Extract the text of each entry below exactly, leaving every image behind.
--- Start of Data entries ---
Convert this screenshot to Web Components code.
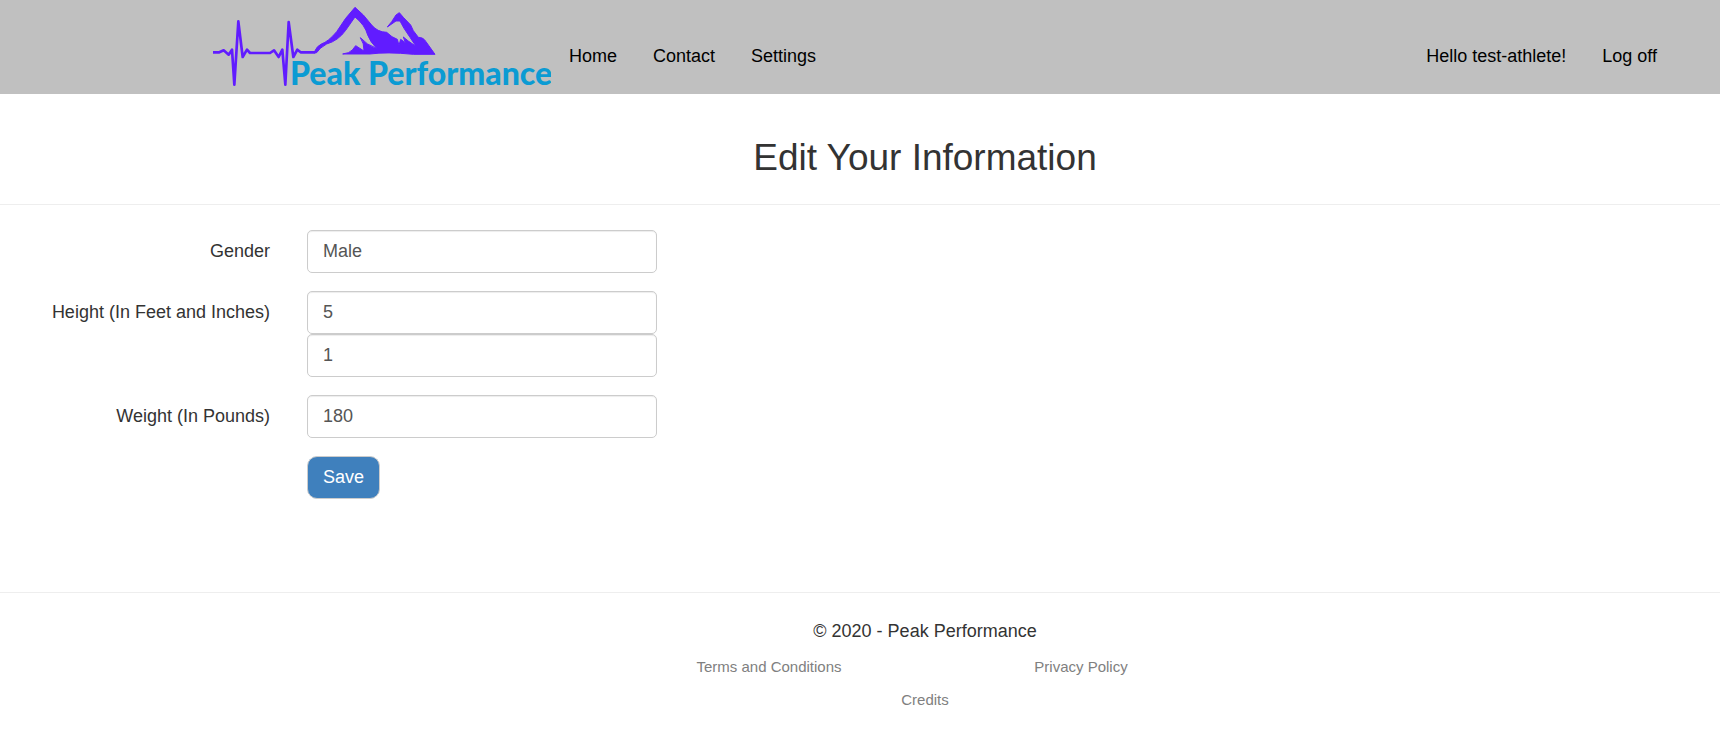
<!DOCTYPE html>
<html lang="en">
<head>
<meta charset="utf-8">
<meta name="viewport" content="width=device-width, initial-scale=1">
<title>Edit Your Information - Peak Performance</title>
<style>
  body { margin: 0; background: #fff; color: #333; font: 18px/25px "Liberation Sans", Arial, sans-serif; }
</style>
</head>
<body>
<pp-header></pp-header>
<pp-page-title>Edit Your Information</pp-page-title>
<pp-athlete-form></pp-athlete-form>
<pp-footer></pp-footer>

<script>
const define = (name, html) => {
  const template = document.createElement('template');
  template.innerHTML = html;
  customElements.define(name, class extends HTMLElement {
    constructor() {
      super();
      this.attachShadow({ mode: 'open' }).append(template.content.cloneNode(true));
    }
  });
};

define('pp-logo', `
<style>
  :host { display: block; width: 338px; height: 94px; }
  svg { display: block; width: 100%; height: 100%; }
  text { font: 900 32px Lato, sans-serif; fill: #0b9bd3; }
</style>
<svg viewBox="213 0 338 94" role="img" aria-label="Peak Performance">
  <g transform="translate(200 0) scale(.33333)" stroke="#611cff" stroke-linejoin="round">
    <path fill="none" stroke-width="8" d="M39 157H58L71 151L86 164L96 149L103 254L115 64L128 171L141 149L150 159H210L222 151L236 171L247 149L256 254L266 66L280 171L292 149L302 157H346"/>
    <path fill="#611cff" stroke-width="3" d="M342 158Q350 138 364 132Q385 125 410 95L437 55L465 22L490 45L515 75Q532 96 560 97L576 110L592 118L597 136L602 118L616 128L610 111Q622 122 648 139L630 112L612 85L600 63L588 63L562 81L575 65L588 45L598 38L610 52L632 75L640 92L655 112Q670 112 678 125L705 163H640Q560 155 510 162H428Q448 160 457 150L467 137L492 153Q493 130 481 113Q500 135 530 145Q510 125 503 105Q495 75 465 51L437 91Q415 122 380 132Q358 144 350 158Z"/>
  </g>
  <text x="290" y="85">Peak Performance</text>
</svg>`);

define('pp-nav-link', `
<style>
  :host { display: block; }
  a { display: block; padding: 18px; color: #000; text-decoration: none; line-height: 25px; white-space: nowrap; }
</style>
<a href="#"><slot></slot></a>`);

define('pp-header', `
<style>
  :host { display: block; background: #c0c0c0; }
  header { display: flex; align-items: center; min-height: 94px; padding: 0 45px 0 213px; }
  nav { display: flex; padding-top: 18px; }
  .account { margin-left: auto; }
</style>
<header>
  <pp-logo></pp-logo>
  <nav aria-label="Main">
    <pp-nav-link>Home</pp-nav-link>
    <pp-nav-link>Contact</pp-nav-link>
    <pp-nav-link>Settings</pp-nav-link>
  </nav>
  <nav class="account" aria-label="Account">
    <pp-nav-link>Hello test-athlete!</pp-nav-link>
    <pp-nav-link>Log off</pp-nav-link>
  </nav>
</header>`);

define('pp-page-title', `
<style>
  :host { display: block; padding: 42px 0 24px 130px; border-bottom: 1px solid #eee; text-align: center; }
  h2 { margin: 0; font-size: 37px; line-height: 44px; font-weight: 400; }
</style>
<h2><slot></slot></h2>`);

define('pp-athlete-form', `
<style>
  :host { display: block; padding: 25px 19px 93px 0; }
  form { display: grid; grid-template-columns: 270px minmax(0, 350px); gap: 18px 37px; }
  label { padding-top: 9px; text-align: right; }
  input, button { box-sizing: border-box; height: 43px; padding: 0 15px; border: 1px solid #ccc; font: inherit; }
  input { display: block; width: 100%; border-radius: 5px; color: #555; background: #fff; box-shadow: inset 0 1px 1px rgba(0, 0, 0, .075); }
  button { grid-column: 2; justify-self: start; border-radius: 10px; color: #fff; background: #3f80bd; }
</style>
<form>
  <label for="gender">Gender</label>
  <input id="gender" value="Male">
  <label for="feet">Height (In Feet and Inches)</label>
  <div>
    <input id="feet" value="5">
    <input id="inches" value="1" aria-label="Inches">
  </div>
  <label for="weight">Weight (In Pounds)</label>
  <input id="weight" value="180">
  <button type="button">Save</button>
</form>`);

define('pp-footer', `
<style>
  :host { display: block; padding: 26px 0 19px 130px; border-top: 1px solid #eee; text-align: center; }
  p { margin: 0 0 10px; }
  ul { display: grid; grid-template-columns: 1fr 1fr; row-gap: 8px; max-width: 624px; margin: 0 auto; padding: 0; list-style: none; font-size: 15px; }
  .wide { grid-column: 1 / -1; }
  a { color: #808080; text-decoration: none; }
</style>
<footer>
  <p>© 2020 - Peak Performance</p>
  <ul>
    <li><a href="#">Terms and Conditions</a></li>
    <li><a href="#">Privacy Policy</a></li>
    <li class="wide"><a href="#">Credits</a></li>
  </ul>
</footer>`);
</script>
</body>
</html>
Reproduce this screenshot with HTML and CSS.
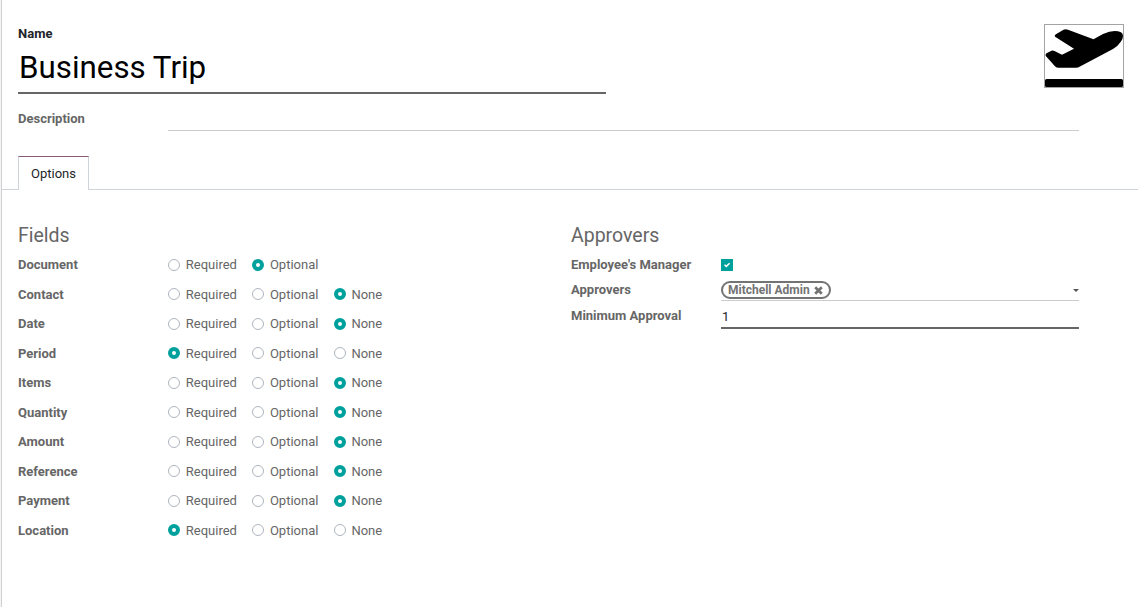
--- End of Data entries ---
**Output of the task**
Convert this screenshot to Web Components code.
<!DOCTYPE html>
<html lang="en">
<head>
<meta charset="utf-8">
<meta name="viewport" content="width=device-width, initial-scale=1">
<title>Edit Your Information - Peak Performance</title>
<style>
  body { margin: 0; background: #fff; color: #333; font: 18px/25px "Liberation Sans", Arial, sans-serif; }
</style>
</head>
<body>
<pp-header></pp-header>
<pp-page-title>Edit Your Information</pp-page-title>
<pp-athlete-form></pp-athlete-form>
<pp-footer></pp-footer>

<script>
const define = (name, html) => {
  const template = document.createElement('template');
  template.innerHTML = html;
  customElements.define(name, class extends HTMLElement {
    constructor() {
      super();
      this.attachShadow({ mode: 'open' }).append(template.content.cloneNode(true));
    }
  });
};

define('pp-logo', `
<style>
  :host { display: block; width: 338px; height: 94px; }
  svg { display: block; width: 100%; height: 100%; }
  text { font: 900 32px Lato, sans-serif; fill: #0b9bd3; }
</style>
<svg viewBox="213 0 338 94" role="img" aria-label="Peak Performance">
  <g transform="translate(200 0) scale(.33333)" stroke="#611cff" stroke-linejoin="round">
    <path fill="none" stroke-width="8" d="M39 157H58L71 151L86 164L96 149L103 254L115 64L128 171L141 149L150 159H210L222 151L236 171L247 149L256 254L266 66L280 171L292 149L302 157H346"/>
    <path fill="#611cff" stroke-width="3" d="M342 158Q350 138 364 132Q385 125 410 95L437 55L465 22L490 45L515 75Q532 96 560 97L576 110L592 118L597 136L602 118L616 128L610 111Q622 122 648 139L630 112L612 85L600 63L588 63L562 81L575 65L588 45L598 38L610 52L632 75L640 92L655 112Q670 112 678 125L705 163H640Q560 155 510 162H428Q448 160 457 150L467 137L492 153Q493 130 481 113Q500 135 530 145Q510 125 503 105Q495 75 465 51L437 91Q415 122 380 132Q358 144 350 158Z"/>
  </g>
  <text x="290" y="85">Peak Performance</text>
</svg>`);

define('pp-nav-link', `
<style>
  :host { display: block; }
  a { display: block; padding: 18px; color: #000; text-decoration: none; line-height: 25px; white-space: nowrap; }
</style>
<a href="#"><slot></slot></a>`);

define('pp-header', `
<style>
  :host { display: block; background: #c0c0c0; }
  header { display: flex; align-items: center; min-height: 94px; padding: 0 45px 0 213px; }
  nav { display: flex; padding-top: 18px; }
  .account { margin-left: auto; }
</style>
<header>
  <pp-logo></pp-logo>
  <nav aria-label="Main">
    <pp-nav-link>Home</pp-nav-link>
    <pp-nav-link>Contact</pp-nav-link>
    <pp-nav-link>Settings</pp-nav-link>
  </nav>
  <nav class="account" aria-label="Account">
    <pp-nav-link>Hello test-athlete!</pp-nav-link>
    <pp-nav-link>Log off</pp-nav-link>
  </nav>
</header>`);

define('pp-page-title', `
<style>
  :host { display: block; padding: 42px 0 24px 130px; border-bottom: 1px solid #eee; text-align: center; }
  h2 { margin: 0; font-size: 37px; line-height: 44px; font-weight: 400; }
</style>
<h2><slot></slot></h2>`);

define('pp-athlete-form', `
<style>
  :host { display: block; padding: 25px 19px 93px 0; }
  form { display: grid; grid-template-columns: 270px minmax(0, 350px); gap: 18px 37px; }
  label { padding-top: 9px; text-align: right; }
  input, button { box-sizing: border-box; height: 43px; padding: 0 15px; border: 1px solid #ccc; font: inherit; }
  input { display: block; width: 100%; border-radius: 5px; color: #555; background: #fff; box-shadow: inset 0 1px 1px rgba(0, 0, 0, .075); }
  button { grid-column: 2; justify-self: start; border-radius: 10px; color: #fff; background: #3f80bd; }
</style>
<form>
  <label for="gender">Gender</label>
  <input id="gender" value="Male">
  <label for="feet">Height (In Feet and Inches)</label>
  <div>
    <input id="feet" value="5">
    <input id="inches" value="1" aria-label="Inches">
  </div>
  <label for="weight">Weight (In Pounds)</label>
  <input id="weight" value="180">
  <button type="button">Save</button>
</form>`);

define('pp-footer', `
<style>
  :host { display: block; padding: 26px 0 19px 130px; border-top: 1px solid #eee; text-align: center; }
  p { margin: 0 0 10px; }
  ul { display: grid; grid-template-columns: 1fr 1fr; row-gap: 8px; max-width: 624px; margin: 0 auto; padding: 0; list-style: none; font-size: 15px; }
  .wide { grid-column: 1 / -1; }
  a { color: #808080; text-decoration: none; }
</style>
<footer>
  <p>© 2020 - Peak Performance</p>
  <ul>
    <li><a href="#">Terms and Conditions</a></li>
    <li><a href="#">Privacy Policy</a></li>
    <li class="wide"><a href="#">Credits</a></li>
  </ul>
</footer>`);
</script>
</body>
</html>
Reproduce this screenshot with HTML and CSS.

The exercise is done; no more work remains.